■ **THE PROBLEM**
Set down, exactly as written, only the lines starting with the one that holds "Output the component" and ending with the one that holds "import React from 'react';".

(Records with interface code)
..............................

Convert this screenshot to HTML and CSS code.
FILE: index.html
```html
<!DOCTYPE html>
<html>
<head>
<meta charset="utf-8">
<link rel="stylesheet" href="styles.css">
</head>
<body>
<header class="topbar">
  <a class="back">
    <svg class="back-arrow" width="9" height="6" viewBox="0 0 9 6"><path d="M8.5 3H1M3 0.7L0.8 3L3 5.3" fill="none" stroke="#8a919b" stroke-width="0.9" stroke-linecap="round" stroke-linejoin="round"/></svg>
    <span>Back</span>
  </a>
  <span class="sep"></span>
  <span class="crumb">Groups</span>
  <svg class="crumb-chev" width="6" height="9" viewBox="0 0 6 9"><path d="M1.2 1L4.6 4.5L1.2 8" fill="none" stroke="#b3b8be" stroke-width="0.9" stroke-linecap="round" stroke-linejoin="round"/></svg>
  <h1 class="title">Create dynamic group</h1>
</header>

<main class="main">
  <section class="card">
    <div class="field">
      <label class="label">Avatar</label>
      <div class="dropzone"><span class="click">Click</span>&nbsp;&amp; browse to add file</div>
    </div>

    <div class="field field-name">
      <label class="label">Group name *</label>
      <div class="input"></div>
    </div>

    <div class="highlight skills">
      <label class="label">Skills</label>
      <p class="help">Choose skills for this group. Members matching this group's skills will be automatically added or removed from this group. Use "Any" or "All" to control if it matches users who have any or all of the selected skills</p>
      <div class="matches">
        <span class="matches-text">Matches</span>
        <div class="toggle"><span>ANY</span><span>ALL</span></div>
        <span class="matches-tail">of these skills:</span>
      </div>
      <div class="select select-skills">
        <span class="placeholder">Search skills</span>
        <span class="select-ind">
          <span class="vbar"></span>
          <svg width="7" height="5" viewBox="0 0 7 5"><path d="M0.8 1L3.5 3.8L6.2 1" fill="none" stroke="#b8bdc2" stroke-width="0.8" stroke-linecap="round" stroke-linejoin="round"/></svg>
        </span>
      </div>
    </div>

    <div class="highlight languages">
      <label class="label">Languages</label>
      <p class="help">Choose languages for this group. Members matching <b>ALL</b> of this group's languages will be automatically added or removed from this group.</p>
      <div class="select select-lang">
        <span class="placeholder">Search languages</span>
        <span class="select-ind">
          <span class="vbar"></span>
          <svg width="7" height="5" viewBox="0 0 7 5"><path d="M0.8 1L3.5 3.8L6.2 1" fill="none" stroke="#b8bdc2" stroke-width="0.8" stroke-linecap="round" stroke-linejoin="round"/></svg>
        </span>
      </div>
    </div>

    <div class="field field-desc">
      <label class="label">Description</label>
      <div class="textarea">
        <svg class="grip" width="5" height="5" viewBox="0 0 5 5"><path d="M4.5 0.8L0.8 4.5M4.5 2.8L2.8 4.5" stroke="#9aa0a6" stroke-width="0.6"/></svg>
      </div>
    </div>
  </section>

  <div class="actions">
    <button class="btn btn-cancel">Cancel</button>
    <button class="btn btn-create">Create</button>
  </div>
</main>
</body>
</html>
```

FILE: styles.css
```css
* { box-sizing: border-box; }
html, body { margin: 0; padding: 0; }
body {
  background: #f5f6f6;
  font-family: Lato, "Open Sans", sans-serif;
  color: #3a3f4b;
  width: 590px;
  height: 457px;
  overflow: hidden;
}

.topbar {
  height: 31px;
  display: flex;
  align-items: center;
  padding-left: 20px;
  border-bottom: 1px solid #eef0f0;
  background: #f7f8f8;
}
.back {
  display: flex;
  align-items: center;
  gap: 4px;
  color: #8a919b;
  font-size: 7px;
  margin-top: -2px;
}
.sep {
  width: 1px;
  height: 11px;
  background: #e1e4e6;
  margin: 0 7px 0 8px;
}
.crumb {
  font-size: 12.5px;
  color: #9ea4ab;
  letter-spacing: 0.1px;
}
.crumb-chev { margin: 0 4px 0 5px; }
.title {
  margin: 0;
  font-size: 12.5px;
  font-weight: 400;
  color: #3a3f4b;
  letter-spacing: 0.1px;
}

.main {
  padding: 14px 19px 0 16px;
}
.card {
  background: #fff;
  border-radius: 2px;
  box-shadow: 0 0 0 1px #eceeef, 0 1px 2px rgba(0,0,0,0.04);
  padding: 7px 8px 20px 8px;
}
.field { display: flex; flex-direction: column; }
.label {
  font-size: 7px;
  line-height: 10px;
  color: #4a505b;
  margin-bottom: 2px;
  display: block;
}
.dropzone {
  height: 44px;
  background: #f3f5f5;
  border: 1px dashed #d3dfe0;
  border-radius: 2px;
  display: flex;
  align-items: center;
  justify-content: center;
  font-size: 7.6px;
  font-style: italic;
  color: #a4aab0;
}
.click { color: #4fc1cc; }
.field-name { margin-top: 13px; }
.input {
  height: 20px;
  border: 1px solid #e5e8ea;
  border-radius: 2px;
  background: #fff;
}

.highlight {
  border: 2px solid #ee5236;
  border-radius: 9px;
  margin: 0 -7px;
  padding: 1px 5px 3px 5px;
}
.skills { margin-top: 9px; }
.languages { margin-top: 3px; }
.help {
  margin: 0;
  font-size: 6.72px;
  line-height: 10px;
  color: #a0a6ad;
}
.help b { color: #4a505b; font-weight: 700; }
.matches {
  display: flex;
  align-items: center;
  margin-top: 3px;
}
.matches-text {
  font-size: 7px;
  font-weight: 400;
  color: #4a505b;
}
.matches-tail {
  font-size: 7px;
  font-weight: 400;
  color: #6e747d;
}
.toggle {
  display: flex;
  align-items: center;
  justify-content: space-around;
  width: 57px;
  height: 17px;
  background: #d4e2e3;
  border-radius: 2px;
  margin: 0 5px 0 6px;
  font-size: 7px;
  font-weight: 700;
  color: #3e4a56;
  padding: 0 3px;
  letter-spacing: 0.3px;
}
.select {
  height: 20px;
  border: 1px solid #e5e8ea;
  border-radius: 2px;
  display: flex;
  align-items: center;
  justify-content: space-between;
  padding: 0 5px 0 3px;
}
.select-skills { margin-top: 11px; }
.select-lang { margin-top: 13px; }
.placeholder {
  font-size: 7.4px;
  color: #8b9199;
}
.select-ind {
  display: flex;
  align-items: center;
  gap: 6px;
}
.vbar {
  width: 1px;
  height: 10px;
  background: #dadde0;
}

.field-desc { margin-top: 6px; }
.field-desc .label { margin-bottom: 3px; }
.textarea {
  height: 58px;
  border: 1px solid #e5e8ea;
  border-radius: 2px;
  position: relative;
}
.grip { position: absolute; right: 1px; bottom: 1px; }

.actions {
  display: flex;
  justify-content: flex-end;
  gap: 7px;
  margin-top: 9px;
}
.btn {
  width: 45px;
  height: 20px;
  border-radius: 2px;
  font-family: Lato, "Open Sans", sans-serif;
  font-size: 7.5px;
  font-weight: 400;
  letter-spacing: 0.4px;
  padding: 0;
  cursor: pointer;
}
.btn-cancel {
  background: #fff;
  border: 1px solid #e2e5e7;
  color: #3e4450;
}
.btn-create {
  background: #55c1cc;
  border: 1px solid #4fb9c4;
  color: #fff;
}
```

..............................

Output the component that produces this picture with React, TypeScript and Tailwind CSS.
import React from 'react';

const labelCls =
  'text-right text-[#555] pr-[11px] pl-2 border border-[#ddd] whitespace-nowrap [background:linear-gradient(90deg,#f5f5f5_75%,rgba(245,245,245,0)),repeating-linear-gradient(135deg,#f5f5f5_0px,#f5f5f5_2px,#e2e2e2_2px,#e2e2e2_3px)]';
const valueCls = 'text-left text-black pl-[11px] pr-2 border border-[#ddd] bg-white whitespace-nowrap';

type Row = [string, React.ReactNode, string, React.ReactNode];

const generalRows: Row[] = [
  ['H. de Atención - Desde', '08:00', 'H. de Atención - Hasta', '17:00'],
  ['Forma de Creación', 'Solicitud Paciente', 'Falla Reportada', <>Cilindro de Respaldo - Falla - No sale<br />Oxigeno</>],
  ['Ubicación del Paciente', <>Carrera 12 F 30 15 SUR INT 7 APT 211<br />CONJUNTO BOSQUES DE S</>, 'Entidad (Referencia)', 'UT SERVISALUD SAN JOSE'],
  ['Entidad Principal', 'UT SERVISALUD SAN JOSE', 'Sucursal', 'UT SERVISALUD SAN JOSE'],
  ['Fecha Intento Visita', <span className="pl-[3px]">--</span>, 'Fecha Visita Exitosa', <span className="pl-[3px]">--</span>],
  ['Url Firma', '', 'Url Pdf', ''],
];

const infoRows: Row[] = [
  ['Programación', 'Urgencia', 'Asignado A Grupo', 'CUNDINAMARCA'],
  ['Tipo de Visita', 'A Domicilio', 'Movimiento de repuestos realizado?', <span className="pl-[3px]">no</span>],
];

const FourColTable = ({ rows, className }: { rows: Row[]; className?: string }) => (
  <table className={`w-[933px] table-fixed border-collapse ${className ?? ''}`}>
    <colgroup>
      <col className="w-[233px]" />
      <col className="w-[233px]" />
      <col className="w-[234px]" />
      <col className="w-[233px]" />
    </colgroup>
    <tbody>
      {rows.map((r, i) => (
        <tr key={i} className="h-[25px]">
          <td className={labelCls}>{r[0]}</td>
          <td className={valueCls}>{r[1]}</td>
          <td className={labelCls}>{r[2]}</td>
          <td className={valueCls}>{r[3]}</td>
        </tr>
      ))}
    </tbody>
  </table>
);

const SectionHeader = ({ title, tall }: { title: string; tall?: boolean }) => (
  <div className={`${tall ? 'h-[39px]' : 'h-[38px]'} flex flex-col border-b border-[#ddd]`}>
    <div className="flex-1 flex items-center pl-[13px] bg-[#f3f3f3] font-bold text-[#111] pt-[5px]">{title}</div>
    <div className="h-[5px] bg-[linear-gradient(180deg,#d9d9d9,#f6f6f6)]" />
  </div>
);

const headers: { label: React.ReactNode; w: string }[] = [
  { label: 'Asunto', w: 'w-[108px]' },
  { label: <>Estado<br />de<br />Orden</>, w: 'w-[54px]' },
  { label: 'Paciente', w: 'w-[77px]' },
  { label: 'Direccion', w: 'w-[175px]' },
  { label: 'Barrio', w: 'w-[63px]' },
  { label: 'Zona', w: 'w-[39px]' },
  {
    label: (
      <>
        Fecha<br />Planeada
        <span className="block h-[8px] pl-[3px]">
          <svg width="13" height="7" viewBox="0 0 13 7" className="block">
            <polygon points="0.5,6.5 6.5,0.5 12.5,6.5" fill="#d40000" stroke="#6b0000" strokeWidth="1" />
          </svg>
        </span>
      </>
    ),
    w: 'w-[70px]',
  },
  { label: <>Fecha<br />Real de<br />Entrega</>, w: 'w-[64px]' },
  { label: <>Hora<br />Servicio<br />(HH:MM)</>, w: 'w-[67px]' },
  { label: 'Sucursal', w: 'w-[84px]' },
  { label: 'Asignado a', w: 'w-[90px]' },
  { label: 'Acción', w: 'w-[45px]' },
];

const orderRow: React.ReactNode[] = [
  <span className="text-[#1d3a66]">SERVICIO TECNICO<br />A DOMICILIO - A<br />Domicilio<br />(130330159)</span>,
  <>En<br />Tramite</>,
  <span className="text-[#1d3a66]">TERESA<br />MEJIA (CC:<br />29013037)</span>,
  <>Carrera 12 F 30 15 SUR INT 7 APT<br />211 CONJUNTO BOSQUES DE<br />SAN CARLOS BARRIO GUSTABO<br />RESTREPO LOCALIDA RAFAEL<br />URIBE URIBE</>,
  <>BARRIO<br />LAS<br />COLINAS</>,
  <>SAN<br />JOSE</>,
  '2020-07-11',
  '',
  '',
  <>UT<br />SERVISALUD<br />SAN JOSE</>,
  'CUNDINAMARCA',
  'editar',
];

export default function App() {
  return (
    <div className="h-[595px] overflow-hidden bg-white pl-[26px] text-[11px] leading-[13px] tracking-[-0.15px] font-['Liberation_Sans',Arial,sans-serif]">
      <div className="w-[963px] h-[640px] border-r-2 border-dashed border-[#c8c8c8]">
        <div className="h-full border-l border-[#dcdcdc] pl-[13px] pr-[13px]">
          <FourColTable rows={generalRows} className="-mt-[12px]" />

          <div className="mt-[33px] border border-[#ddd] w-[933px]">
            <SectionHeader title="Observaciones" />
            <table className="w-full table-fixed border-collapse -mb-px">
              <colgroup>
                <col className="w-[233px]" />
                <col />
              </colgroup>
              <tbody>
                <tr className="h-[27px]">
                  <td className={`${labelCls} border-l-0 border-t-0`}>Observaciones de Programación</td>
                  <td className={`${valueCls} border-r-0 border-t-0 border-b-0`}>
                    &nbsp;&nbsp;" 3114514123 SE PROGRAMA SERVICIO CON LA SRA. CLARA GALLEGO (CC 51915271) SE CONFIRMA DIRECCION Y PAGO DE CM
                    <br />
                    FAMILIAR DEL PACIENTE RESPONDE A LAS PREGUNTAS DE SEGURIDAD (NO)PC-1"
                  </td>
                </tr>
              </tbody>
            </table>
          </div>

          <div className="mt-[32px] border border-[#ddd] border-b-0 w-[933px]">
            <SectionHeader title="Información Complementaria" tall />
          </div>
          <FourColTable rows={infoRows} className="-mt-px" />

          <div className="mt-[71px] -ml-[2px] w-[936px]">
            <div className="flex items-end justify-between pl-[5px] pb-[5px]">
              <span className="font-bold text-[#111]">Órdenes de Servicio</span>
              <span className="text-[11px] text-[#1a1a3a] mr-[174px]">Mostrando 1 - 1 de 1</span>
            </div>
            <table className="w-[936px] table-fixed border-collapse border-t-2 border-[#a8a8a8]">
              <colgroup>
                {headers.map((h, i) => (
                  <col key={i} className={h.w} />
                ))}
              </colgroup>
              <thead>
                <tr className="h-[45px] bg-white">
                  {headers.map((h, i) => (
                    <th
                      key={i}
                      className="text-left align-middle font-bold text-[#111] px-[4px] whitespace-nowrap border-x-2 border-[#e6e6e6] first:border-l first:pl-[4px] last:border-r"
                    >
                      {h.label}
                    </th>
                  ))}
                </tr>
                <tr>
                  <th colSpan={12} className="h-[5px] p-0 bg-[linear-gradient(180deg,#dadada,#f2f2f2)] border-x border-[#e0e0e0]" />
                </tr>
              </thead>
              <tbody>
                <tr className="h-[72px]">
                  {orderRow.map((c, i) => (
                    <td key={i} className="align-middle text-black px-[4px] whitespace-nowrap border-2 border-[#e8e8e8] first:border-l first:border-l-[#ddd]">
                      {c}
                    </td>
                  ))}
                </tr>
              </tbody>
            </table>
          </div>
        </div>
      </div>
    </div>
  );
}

..............................

■ **COMPLETE RESPONSE**
Output the component that produces this picture with React, TypeScript and Tailwind CSS.
import React from 'react';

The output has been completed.